The British Business Bank already supports lenders with significant risk transfers by guaranteeing mezzanine and senior portions of banks’ SME loan portfolios. But it doesn’t guarantee the junior tranches, which is why the government-owned firm is looking to expand to more traditional SRT investors.

Strevens tells SCI: “We guarantee the senior for simplicity and because we can. If you do a traditional guarantee, the riskiest portion is protected and [in the case of funded UK SRT] collateralised by the cash of an investor who wants a juicy yield. But there’s only so much yield a portfolio can produce so you usually guarantee the riskiest piece.”

This creates regulatory hurdles: “It’s really difficult to prove, as a standardised bank that you’ve actually transferred the risk, whereas because our guarantees are direct from government we can provide an uncollateralised guarantee, taking a large exposure for a commercially acceptable lower yield. The CRR theoretically reads that lenders wouldn’t really need to go to the PRA regarding the trades, although we obviously always recommend they do.”

He adds that, with the UK market well-established, proving SRT was achieved is more difficult for issuers than the structuring of transactions.

The British Business Bank also emphasises diversity and additionality of finance, another reason smaller issuers are the focal point. As an independently run government institution it is a purely domestic-focused player, which differentiates its programme from the guarantees offered by multi-lateral development banks which have a more international focus and a tendency to work with larger banks.

The programme is evolving with the regulatory wind. Currently, the SME supporting factor and retail factor automatically reduce the RWA for loans to companies of a certain size. Strevens explains this is around 76% for corporates benefitting from the SME supporting factor, and 56% for retail exposures. However, Basel 3.1 regulation looks set to increase RWAs for this type of loan.

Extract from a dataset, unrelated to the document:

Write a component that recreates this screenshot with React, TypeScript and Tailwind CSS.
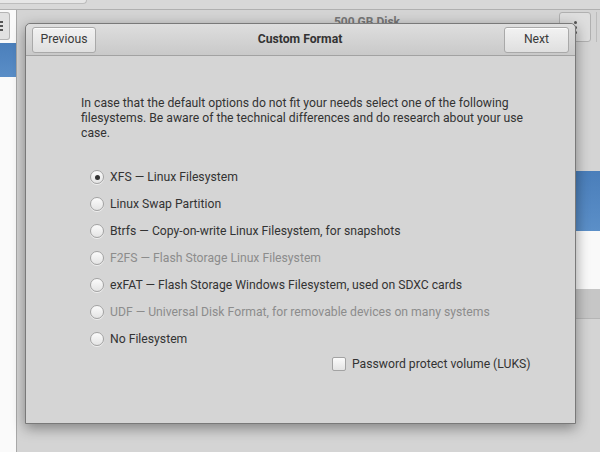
import React from 'react';

const options = [
  { label: 'XFS — Linux Filesystem', checked: true },
  { label: 'Linux Swap Partition' },
  { label: 'Btrfs — Copy-on-write Linux Filesystem, for snapshots' },
  { label: 'F2FS — Flash Storage Linux Filesystem', disabled: true },
  { label: 'exFAT — Flash Storage Windows Filesystem, used on SDXC cards' },
  { label: 'UDF — Universal Disk Format, for removable devices on many systems', disabled: true },
  { label: 'No Filesystem' },
];

function Radio({ checked }: { checked?: boolean }) {
  return (
    <span className="flex h-[14px] w-[14px] shrink-0 items-center justify-center rounded-full border border-[#a3a3a3] bg-gradient-to-b from-[#fbfbfb] to-[#e4e4e4] shadow-[0_1px_0_rgba(255,255,255,0.6)]">
      {checked && <span className="h-[5px] w-[5px] rounded-full bg-[#333]" />}
    </span>
  );
}

function HeaderButton({ children, className }: { children: React.ReactNode; className?: string }) {
  return (
    <button
      className={
        'flex h-[26px] items-center justify-center rounded-[3px] border border-[#a9a9a9] bg-gradient-to-b from-[#f2f2f2] to-[#dfdfdf] text-[12.2px] text-[#3a3a3a] shadow-[inset_0_1px_0_rgba(255,255,255,0.8)] ' +
        (className ?? '')
      }
    >
      {children}
    </button>
  );
}

export default function App() {
  return (
    <div
      className="relative h-[452px] w-[600px] overflow-hidden bg-[#d4d4d4]"
      style={{ fontFamily: 'Roboto, "Noto Sans", sans-serif' }}
    >
      {/* background window */}
      <div className="flex h-full flex-col">
        <div className="relative h-[10px] shrink-0 border-b border-[#b0b0b0] bg-[#d8d8d8]">
          <div className="h-[4px] w-[87px] rounded-br-[4px] border-b border-r border-[#bdbdbd] bg-[#e6e6e6]" />
        </div>
        <div className="flex flex-1">
          {/* sidebar */}
          <div className="relative w-[17px] shrink-0 border-r border-[#a8a8a8] bg-[#fafafa]">
            <div className="mt-[2px] flex h-[28px] w-[10px] items-center rounded-r-[3px] border border-l-0 border-[#b5b5b5] bg-[#e2e2e2]">
              <div className="flex flex-col gap-[2px]">
                <span className="h-[2px] w-[3px] bg-[#555]" />
                <span className="h-[2px] w-[3px] bg-[#555]" />
                <span className="h-[2px] w-[3px] bg-[#555]" />
              </div>
            </div>
            <div className="mt-[3px] h-[34px] bg-gradient-to-b from-[#4b7fbb] to-[#5a8ec7]" />
          </div>
          {/* main area */}
          <div className="flex flex-1 flex-col">
            <div className="flex h-[34px] items-start pt-[2px]">
              <div className="flex-1 pl-[158px] pt-[3px] text-center text-[12px] font-bold leading-[14px] text-[#777]">
                500 GB Disk
              </div>
              <div className="flex h-[30px] w-[32px] flex-col items-center justify-center gap-[2px] rounded-[3px] border border-[#b0b0b0] bg-[#dedede]">
                <span className="h-[3px] w-[3px] rounded-full bg-[#555]" />
                <span className="h-[3px] w-[3px] rounded-full bg-[#555]" />
                <span className="h-[3px] w-[3px] rounded-full bg-[#555]" />
              </div>
              <div className="ml-[5px] mr-[3px] h-[30px] w-px bg-[#bcbcbc]" />
            </div>
            <div className="ml-[40px] mt-[127px] h-[60px] bg-gradient-to-b from-[#4a7eba] to-[#5b8fc8]" />
            <div className="ml-[40px] h-[58px] bg-[#f9f9f9]" />
            <div className="ml-[40px] h-[30px] border-b border-[#b5b5b5] bg-[#c6c6c6]" />
          </div>
        </div>
      </div>

      {/* dialog */}
      <div className="absolute left-[25px] top-[23px] flex h-[401px] w-[551px] flex-col rounded-t-[5px] border border-[#797979] bg-[#d5d5d5] shadow-[0_4px_14px_rgba(0,0,0,0.4)]">
        <div className="flex h-[32px] shrink-0 items-center justify-between rounded-t-[5px] border-b border-[#a2a2a2] bg-gradient-to-b from-[#dedede] to-[#c9c9c9] px-[6px]">
          <HeaderButton className="w-[64px]">Previous</HeaderButton>
          <div className="text-[12.2px] font-bold text-[#333]">Custom Format</div>
          <HeaderButton className="w-[65px]">Next</HeaderButton>
        </div>
        <div className="flex flex-1 flex-col pl-[55px] pt-[40px] text-[12.2px] text-[#333]">
          <p className="w-[448px] leading-[15px]">
            In case that the default options do not fit your needs select one of the following filesystems. Be aware of
            the technical differences and do research about your use case.
          </p>
          <div className="mt-[29px] flex flex-col gap-[13px] pl-[9px]">
            {options.map((o) => (
              <label key={o.label} className="flex h-[14px] items-center gap-[6px] whitespace-nowrap">
                <Radio checked={o.checked} />
                <span className={o.disabled ? 'text-[#8c8c8c]' : 'text-[#333]'}>{o.label}</span>
              </label>
            ))}
          </div>
          <div className="mt-[9px] flex items-center gap-[6px] whitespace-nowrap pl-[251px]">
            <span className="h-[14px] w-[14px] shrink-0 rounded-[2px] border border-[#a3a3a3] bg-gradient-to-b from-[#fbfbfb] to-[#e4e4e4]" />
            <span>Password protect volume (LUKS)</span>
          </div>
        </div>
      </div>
    </div>
  );
}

He explains how the British Business Bank is preparing for this: “If that happened, we’d expect there to be more demand, so we’re proposing an SRT investor takes the previously issuer-retained first loss so you free up the whole stack of capital. Given there are more investors coming in and spreads are tightening, we think investors will be interested in these portfolios – and perhaps riskier portfolios to get the yields they’re accustomed to.”

This may develop further over time: “The next stage we expect after this is the banks become more sophisticated and they prove the SRT, we take a strip above the SRT investor and we can guarantee bigger portfolios with less exposure. We’d like to get banks to the point where they first go through the ENABLE Guarantee, then bring in the private investor which brings more rigour, and then finally traditional SRT structures which bring additional PRA and potentially rating agency considerations.”

As a more conservative investor, portfolio size is carefully considered: “We’ve also got some larger transactions where we cap out on the exposure we can take to them, so if we have a transaction with a bank and it gets to a certain size and it’s enough but we still want to help the bank, we can take a smaller portion and the issuer can still sell the junior tranches.”

In the British Business Bank’s recent annual report it announced it had supported over £4bn worth of SME lending since its inception through its ENABLE Guarantee and Build programmes.

Strevens gave an example of a recent deal: “One interesting one was Oxbury Bank in March. We increased the guarantee from £100m to £200m, and they also have a good sustainability ethos there and support the farming sector which we think is important, so we made sure if they do ESG lending they get a discount on their guarantee fee. We thought that was quite novel.”